As the market develops, new assumptions are added every day. The AI-RAN alliance has defined three general groups to create the framework to validate them: 
  1. AI for RAN: AI to improve RAN performance. This group focuses on how to program and optimize the RAN with AI. The expectations is that this work will drastically reduce the cost of RAN, while allowing sophisticated spectrum, radio waves and traffic manipulations for specific use cases.
  2. AI and RAN: Architecture to run AI and RAN on the same infrastructure. This group must find the multitenant architecture allowing the system to develop into a platform able to host a variety of AI workloads concurrently with the RAN. 

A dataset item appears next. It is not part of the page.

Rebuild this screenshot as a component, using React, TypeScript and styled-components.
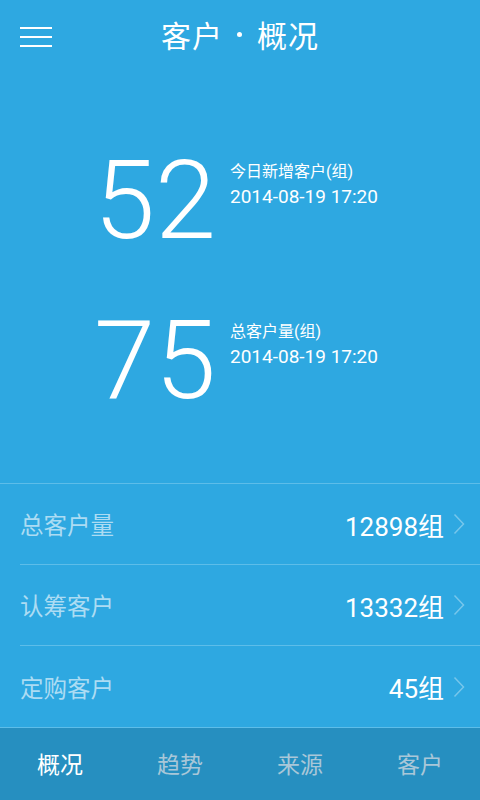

  3. AI on RAN: AI applications to run on RAN infrastructure. This is the most ambitious and speculative group, defining the requirements on the RAN to support the AI workloads that will be defined
As for Telco Edge Computing, and RAN intelligence, while the technological challenges appear formidable, the commercial and strategic implications are likely to dictate whether AI RAN will succeed. Telecom operators are pushing for its implementation, to increase control over spending, and user experience of the RAN, while possibly developing new revenue with the diffusion of AIaaS. Traditional RAN vendors see the nascent technology as further threat to their capacity to sell programmable networks as black boxes, configured, sold and operated by them. New vendors see the opportunity to step into the RAN market and carve out market share at the expense of legacy vendors.